Sanford G. Thatcher, director of Penn State University Press and principal author of the statement, says that in the middle is just where university presses belong. "We want to be an intermediary to bring different parties together, to engage in a more constructive dialogue than taking potshots at each other through PR agencies," he says....

Whereas many open-access proponents take what he calls a "gradualist evolutionary view," Mr. Thatcher wants publishers, universities, and scholars to be ready for rapid change if, say, the Federal Research Public Access Act passes....

For too long, Mr. Thatcher says, university presses have felt shut out of the debate. When the American Council of Learned Societies undertook a report on cyberinfrastructure in the humanities and social sciences last year, for instance, "we weren't part of the discussion from the beginning." Ditto with a recent investigation of copyright issues sponsored by Harvard Law School's Berkman Center for Internet & Society. "They invited libraries and faculty, but they didn't invite any university-press people to comment on something that affects our operations substantially," Mr. Thatcher says....

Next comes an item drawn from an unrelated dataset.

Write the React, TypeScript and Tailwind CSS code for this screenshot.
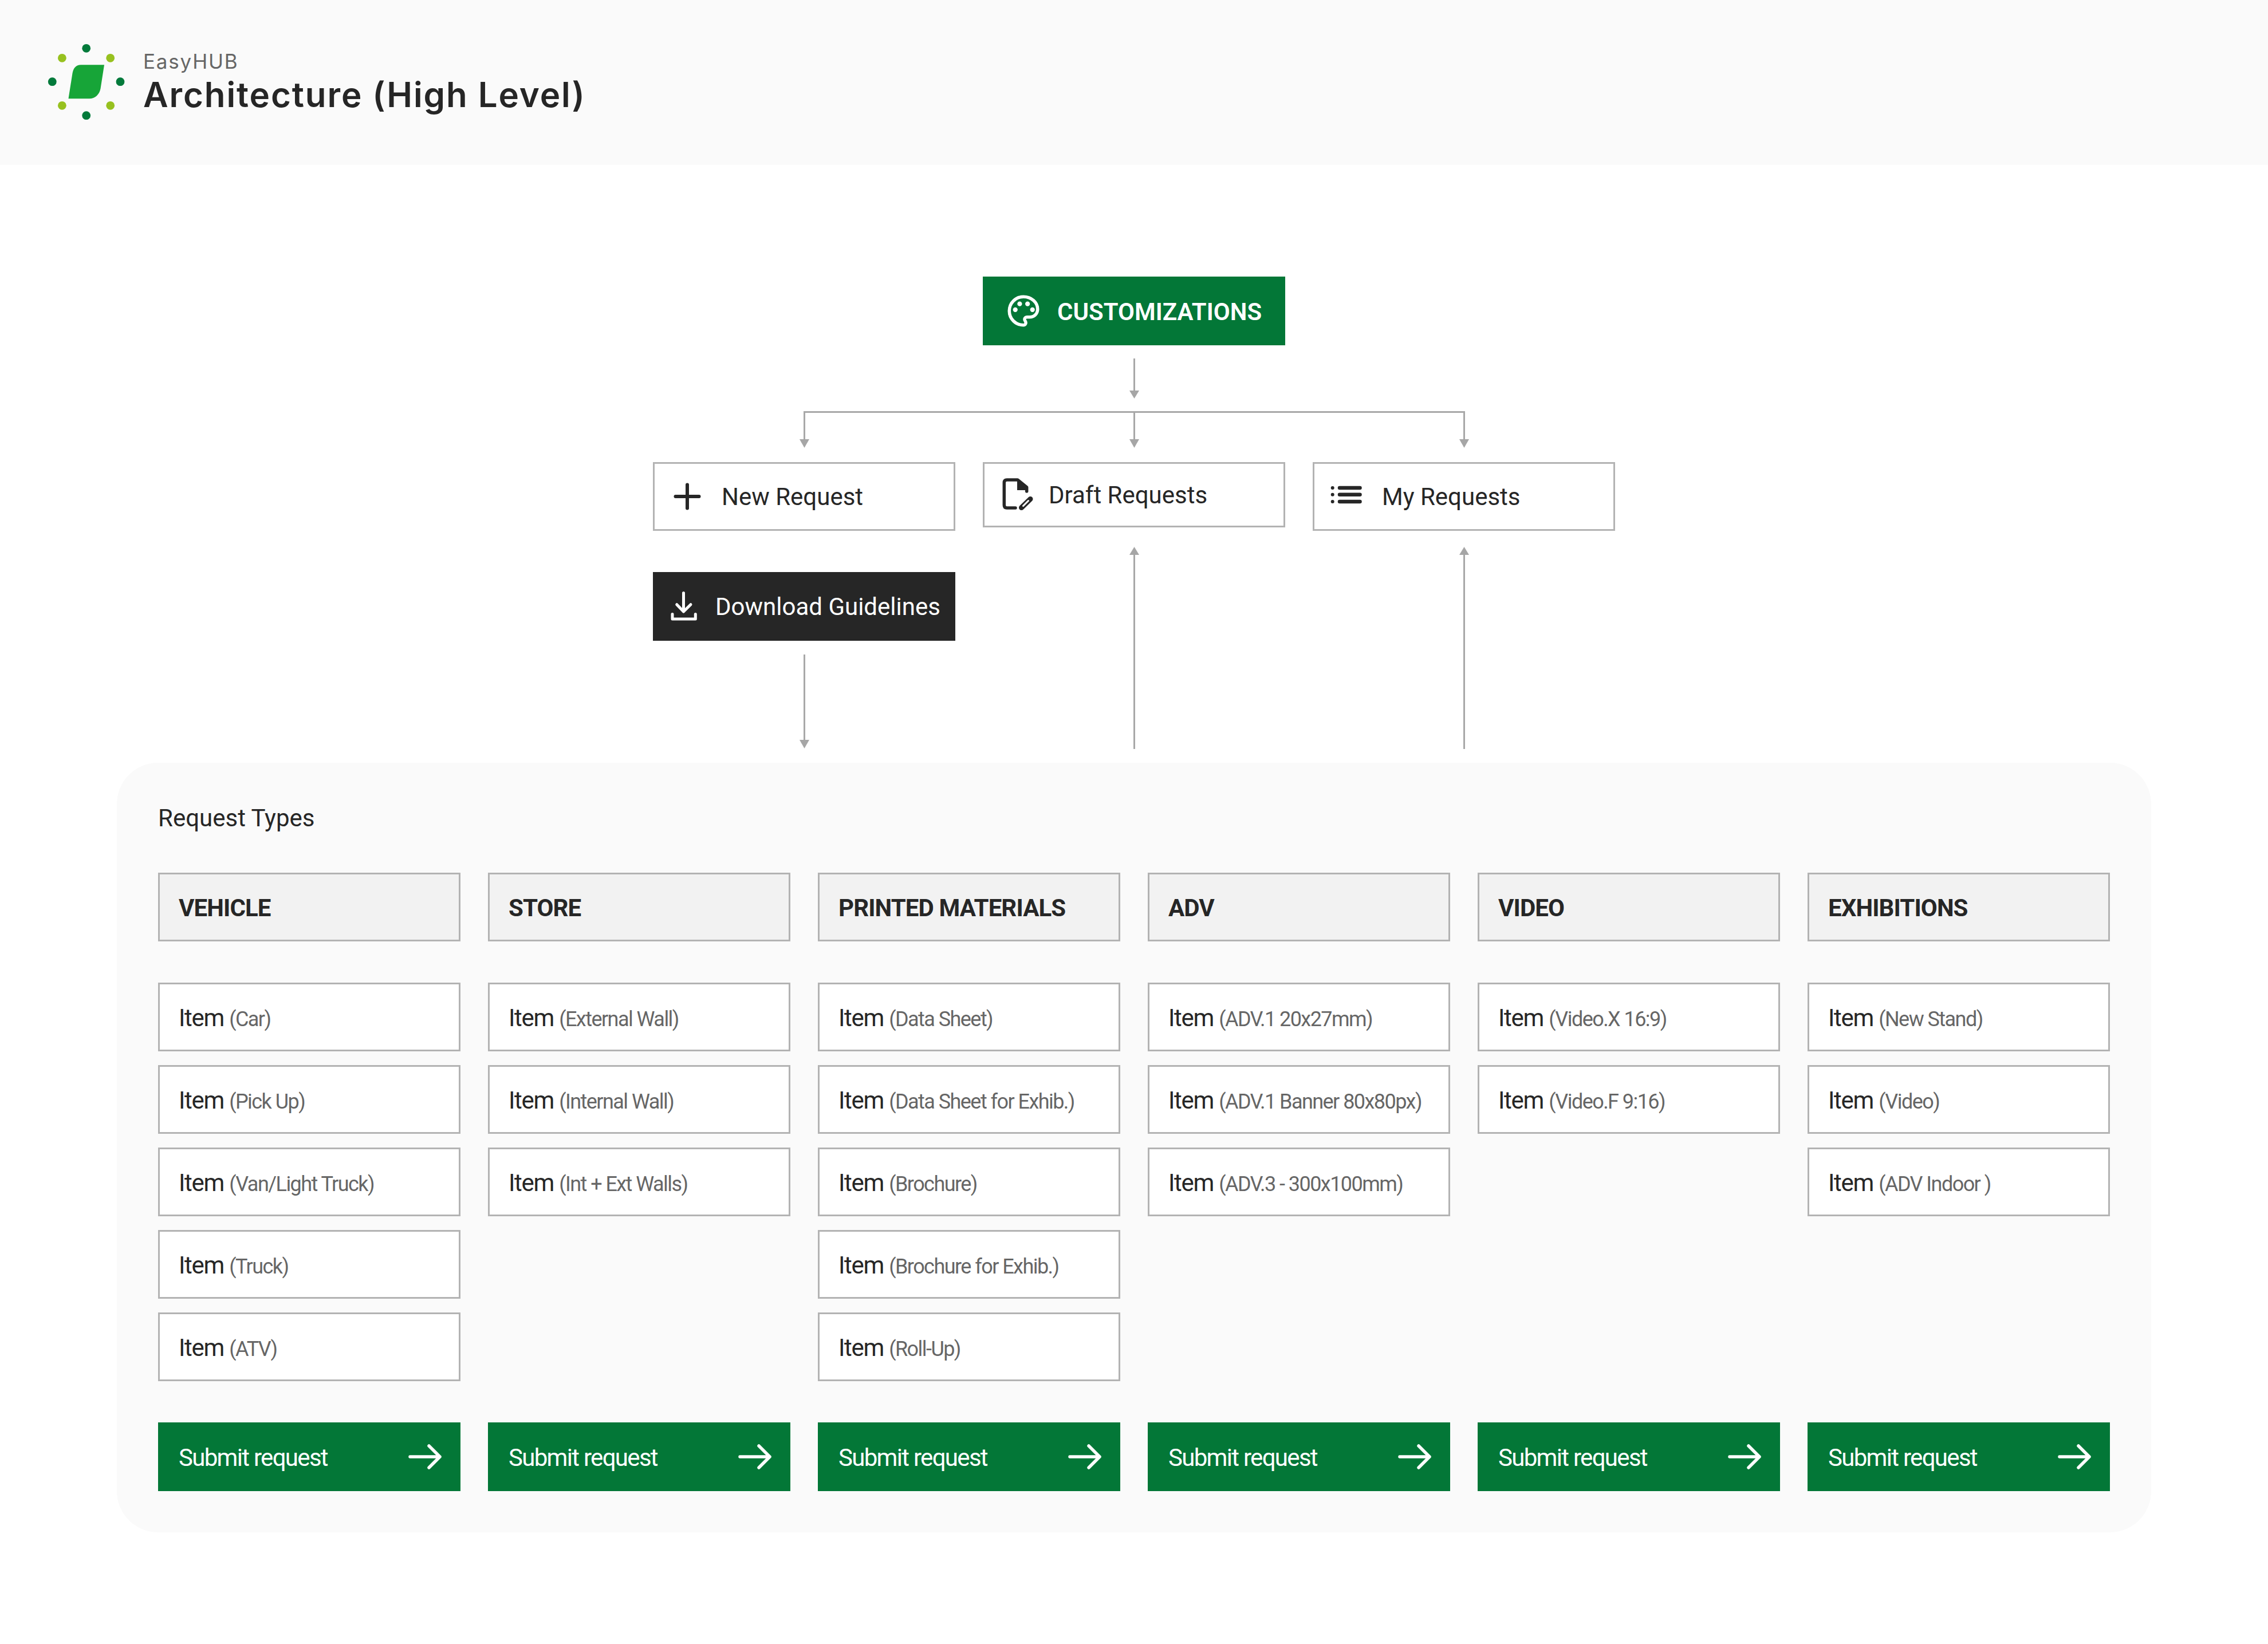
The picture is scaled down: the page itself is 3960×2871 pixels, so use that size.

The AAUP's statement appears to have struck a chord with [learned] societies.... "I was delighted with it," says William E. Davis, executive director of the American Anthropological Association, which publishes 22 scholarly, peer-reviewed journals. "It presented the issue that we are struggling with every day." He agrees with Mr. Thatcher that scholars must get more involved "as both consumers and producers of scholarship and help us figure out what might work."

Mr. Davis also directs the National Humanities Alliance Task Force on Open Access, which formed late last year. "We are struggling to help our member organizations figure out what kinds of alternative publishing models are out there that we might adopt or adapt to our own particular circumstances." The publishers' statement, he says, will help guide those discussions....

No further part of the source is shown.